- Given request -
Please pull out every line that includes the string "this".

- Records to use -
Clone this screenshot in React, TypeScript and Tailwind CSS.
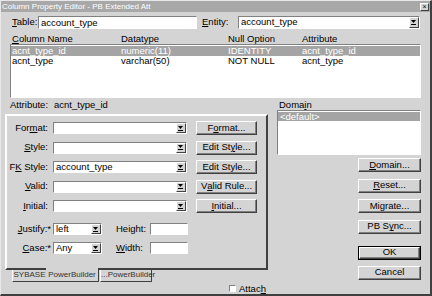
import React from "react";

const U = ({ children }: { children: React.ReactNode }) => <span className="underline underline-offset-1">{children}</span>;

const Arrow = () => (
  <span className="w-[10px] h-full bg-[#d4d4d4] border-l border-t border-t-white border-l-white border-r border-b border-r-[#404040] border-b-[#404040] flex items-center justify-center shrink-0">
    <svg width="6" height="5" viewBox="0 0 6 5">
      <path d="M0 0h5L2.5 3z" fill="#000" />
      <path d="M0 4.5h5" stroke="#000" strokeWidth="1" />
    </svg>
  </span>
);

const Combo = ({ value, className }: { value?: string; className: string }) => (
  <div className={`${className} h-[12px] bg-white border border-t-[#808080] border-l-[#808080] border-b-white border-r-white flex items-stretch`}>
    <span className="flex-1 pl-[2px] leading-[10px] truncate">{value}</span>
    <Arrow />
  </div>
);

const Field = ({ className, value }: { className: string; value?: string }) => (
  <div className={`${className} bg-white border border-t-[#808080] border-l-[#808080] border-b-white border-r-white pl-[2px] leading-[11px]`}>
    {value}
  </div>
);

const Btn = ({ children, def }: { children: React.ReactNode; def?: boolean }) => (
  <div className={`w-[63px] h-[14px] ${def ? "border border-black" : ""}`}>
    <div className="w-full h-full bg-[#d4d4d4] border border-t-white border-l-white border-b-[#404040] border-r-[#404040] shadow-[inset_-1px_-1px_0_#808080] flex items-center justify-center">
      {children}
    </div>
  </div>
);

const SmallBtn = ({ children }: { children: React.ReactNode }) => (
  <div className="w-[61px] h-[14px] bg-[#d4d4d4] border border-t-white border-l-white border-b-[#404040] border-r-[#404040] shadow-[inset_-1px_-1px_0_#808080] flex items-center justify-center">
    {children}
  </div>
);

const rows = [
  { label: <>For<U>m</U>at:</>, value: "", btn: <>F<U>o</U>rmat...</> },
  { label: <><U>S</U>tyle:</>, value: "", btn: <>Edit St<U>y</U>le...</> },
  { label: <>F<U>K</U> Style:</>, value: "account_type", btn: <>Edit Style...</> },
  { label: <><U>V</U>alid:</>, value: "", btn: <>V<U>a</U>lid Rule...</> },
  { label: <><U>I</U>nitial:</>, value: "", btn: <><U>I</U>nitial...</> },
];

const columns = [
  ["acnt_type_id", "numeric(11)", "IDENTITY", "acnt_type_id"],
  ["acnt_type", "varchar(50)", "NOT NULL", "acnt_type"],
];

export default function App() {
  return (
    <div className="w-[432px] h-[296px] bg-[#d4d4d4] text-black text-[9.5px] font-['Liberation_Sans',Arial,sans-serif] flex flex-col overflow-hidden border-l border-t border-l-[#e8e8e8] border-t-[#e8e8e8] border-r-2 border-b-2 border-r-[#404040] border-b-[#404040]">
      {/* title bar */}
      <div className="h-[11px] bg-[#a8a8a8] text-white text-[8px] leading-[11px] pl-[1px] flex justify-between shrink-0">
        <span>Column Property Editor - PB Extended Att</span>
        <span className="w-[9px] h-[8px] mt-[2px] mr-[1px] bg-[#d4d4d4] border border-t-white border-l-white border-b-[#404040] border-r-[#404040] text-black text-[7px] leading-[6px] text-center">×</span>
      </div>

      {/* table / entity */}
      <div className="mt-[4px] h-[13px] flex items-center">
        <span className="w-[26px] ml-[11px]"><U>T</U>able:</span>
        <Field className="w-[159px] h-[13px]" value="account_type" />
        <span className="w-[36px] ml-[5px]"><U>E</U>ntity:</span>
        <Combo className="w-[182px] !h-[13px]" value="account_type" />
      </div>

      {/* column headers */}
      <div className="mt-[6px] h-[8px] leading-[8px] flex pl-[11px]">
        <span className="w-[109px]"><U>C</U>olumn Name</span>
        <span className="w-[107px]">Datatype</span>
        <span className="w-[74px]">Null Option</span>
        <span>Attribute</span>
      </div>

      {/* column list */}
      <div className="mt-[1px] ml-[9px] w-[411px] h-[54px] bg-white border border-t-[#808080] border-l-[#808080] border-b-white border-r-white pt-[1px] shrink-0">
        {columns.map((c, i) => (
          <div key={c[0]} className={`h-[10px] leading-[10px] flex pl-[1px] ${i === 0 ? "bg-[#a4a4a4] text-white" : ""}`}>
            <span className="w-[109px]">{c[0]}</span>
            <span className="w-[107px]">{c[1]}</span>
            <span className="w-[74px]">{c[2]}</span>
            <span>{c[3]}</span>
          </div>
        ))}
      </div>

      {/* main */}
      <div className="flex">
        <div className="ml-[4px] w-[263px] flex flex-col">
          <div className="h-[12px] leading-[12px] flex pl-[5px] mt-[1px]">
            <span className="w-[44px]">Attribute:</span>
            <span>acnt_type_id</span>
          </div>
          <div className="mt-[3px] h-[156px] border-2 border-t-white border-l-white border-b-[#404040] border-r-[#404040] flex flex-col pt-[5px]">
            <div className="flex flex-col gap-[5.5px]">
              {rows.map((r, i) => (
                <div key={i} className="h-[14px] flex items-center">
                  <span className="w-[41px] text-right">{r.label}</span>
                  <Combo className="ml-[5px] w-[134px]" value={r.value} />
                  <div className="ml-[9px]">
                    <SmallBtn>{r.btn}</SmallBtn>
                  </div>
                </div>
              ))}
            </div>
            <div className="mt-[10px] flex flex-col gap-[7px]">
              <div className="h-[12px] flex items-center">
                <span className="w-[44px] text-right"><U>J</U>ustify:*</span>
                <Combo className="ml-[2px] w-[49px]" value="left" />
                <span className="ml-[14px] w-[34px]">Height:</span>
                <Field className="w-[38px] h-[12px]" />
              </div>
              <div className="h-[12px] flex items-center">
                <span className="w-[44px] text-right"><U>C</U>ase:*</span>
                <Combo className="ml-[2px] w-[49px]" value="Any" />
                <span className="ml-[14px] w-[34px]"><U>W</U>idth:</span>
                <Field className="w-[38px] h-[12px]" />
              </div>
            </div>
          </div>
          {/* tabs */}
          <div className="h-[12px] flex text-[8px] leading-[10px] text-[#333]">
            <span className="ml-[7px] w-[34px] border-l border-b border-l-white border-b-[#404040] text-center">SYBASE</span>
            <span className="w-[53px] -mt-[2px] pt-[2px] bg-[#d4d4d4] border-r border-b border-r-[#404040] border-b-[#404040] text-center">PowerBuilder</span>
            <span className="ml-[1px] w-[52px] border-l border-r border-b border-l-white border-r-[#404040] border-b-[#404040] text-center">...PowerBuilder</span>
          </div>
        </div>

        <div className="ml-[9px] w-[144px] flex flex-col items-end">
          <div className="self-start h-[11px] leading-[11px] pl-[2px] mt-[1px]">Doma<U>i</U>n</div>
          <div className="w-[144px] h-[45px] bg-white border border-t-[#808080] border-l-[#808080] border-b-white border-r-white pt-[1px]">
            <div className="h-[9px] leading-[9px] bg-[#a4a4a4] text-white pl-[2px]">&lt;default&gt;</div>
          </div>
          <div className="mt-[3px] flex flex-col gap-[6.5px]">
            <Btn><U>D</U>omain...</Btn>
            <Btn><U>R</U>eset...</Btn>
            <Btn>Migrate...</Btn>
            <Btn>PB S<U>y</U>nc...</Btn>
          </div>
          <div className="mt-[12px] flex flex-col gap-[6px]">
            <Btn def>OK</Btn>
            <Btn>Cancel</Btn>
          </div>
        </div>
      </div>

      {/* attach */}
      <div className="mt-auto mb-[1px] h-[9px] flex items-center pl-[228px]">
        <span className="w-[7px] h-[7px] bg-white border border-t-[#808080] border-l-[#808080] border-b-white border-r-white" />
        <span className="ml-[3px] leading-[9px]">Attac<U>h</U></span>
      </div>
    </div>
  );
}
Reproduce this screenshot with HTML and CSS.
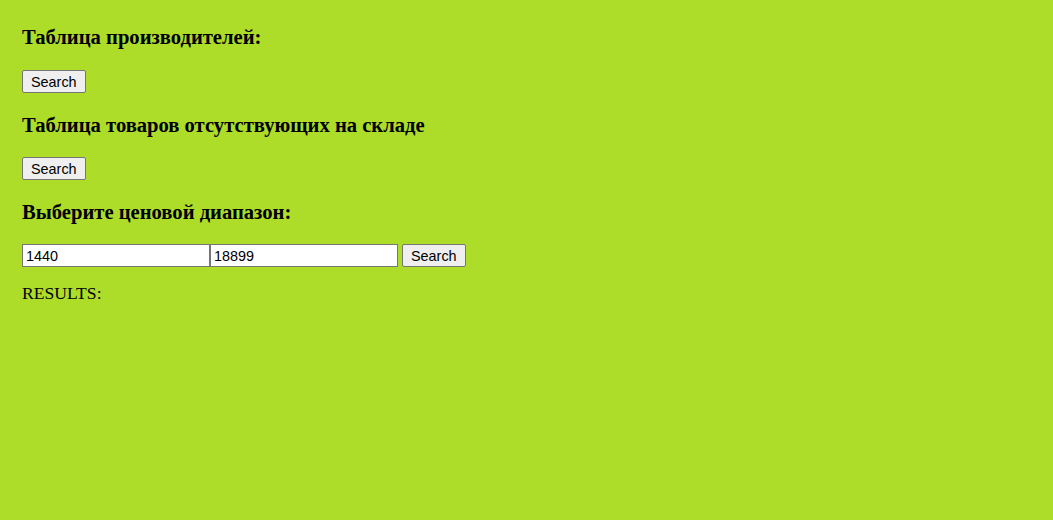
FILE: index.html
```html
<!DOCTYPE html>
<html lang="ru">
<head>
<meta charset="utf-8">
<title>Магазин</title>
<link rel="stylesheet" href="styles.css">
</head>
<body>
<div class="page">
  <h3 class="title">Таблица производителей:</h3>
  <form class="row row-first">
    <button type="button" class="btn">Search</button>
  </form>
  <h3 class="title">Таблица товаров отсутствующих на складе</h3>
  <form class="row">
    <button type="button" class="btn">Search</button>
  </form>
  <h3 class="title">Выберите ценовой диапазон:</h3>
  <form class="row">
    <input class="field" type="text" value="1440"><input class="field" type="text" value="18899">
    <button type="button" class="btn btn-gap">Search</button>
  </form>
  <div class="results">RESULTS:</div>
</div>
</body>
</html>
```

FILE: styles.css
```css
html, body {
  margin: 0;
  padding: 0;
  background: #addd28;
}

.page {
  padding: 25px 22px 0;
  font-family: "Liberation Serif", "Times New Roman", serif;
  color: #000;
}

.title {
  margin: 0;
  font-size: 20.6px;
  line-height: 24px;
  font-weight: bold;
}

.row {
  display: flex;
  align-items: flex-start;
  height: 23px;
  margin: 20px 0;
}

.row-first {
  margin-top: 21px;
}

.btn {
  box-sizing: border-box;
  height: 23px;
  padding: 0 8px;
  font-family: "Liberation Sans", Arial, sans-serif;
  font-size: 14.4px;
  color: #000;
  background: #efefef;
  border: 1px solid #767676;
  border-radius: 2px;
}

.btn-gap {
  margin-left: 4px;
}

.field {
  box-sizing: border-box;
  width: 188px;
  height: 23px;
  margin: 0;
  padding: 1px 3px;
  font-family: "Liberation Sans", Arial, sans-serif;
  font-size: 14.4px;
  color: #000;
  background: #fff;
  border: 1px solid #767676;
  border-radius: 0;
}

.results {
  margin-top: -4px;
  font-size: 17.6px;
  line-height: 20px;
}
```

- Full solution -
Clone this screenshot in React, TypeScript and Tailwind CSS.
Reproduce this screenshot with HTML and CSS.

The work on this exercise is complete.